- **RECORDED DATA**
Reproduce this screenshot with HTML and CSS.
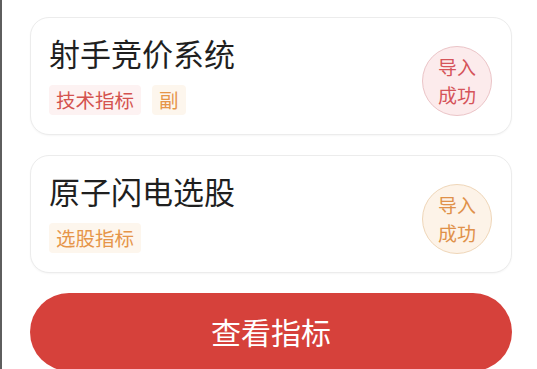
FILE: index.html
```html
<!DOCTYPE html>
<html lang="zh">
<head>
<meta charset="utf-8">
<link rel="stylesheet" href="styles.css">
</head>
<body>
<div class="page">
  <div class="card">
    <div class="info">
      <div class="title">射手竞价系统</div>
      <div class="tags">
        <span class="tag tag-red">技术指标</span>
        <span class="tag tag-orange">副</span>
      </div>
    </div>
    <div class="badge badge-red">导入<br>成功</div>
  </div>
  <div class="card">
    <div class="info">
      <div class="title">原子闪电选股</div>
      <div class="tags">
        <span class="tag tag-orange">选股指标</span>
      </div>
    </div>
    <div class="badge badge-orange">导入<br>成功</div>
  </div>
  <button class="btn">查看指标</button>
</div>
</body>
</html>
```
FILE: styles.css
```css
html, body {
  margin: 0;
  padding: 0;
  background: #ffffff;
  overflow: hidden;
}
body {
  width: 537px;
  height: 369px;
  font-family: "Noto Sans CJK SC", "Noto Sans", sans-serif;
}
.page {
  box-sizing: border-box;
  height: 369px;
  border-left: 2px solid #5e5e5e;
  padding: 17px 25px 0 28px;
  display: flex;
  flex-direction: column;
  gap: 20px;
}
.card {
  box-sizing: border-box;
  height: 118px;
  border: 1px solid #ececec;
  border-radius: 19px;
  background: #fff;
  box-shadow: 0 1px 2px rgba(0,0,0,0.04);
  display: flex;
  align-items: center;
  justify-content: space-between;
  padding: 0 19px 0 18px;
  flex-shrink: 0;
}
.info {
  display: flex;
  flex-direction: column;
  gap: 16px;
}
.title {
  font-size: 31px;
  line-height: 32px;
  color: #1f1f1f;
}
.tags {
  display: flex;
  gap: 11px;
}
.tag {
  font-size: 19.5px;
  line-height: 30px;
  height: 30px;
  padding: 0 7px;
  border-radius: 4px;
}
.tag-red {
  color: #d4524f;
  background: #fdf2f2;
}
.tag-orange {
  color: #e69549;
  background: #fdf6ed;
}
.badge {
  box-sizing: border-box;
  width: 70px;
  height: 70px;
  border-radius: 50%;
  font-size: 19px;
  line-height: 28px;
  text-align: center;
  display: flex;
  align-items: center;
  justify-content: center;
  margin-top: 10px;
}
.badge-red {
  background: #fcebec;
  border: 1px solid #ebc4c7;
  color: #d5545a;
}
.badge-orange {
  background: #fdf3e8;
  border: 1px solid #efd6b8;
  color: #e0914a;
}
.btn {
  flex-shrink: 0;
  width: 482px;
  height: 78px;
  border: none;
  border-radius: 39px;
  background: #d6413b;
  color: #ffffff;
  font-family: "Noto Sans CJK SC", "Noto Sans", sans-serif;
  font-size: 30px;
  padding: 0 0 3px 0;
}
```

--

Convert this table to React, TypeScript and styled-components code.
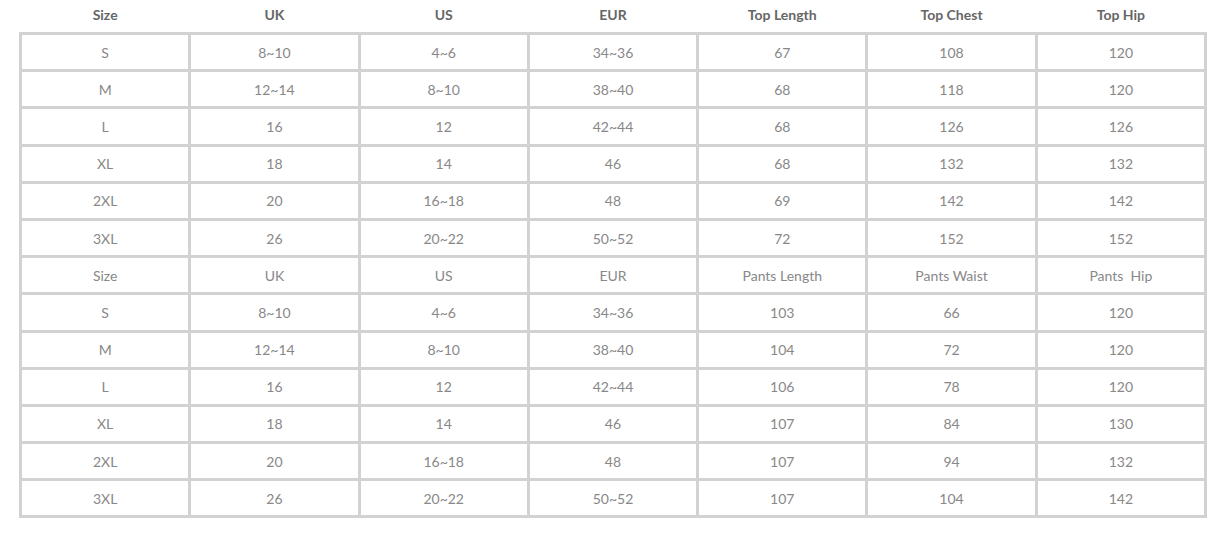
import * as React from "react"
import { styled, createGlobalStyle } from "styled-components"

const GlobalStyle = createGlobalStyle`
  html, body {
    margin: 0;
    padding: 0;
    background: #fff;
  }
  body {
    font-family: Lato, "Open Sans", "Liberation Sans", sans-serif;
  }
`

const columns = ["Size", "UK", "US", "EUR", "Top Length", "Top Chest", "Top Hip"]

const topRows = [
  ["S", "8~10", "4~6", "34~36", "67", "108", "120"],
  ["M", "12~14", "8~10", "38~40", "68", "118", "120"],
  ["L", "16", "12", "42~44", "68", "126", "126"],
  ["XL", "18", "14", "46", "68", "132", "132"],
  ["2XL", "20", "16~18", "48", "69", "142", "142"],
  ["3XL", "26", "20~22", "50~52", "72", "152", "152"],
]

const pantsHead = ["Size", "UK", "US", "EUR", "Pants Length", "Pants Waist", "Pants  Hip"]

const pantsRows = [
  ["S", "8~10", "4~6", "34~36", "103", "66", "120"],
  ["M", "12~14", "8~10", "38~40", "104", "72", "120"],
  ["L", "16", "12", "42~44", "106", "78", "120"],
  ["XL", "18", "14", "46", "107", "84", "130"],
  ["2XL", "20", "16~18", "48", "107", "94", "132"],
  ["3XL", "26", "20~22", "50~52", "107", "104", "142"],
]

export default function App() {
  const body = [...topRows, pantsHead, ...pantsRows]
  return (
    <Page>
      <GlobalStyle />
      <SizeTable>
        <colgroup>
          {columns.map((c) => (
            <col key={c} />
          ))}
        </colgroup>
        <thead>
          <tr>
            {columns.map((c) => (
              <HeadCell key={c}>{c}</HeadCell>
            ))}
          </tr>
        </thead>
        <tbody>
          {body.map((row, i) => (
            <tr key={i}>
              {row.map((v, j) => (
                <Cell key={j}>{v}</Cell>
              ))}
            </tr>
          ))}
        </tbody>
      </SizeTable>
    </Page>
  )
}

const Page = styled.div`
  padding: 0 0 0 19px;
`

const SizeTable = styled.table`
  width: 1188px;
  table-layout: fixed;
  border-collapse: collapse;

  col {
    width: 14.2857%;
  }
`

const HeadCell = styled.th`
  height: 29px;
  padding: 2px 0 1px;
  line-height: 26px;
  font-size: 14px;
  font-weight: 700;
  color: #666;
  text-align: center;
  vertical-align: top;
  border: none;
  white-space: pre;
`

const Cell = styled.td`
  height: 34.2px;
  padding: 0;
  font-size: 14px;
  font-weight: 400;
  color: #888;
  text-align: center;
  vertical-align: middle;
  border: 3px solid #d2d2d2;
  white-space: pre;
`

- **TASK**
Each line with the string "React" in it needs to be found and copied.

- **SOLUTION**
Convert this table to React, TypeScript and styled-components code.
import * as React from "react"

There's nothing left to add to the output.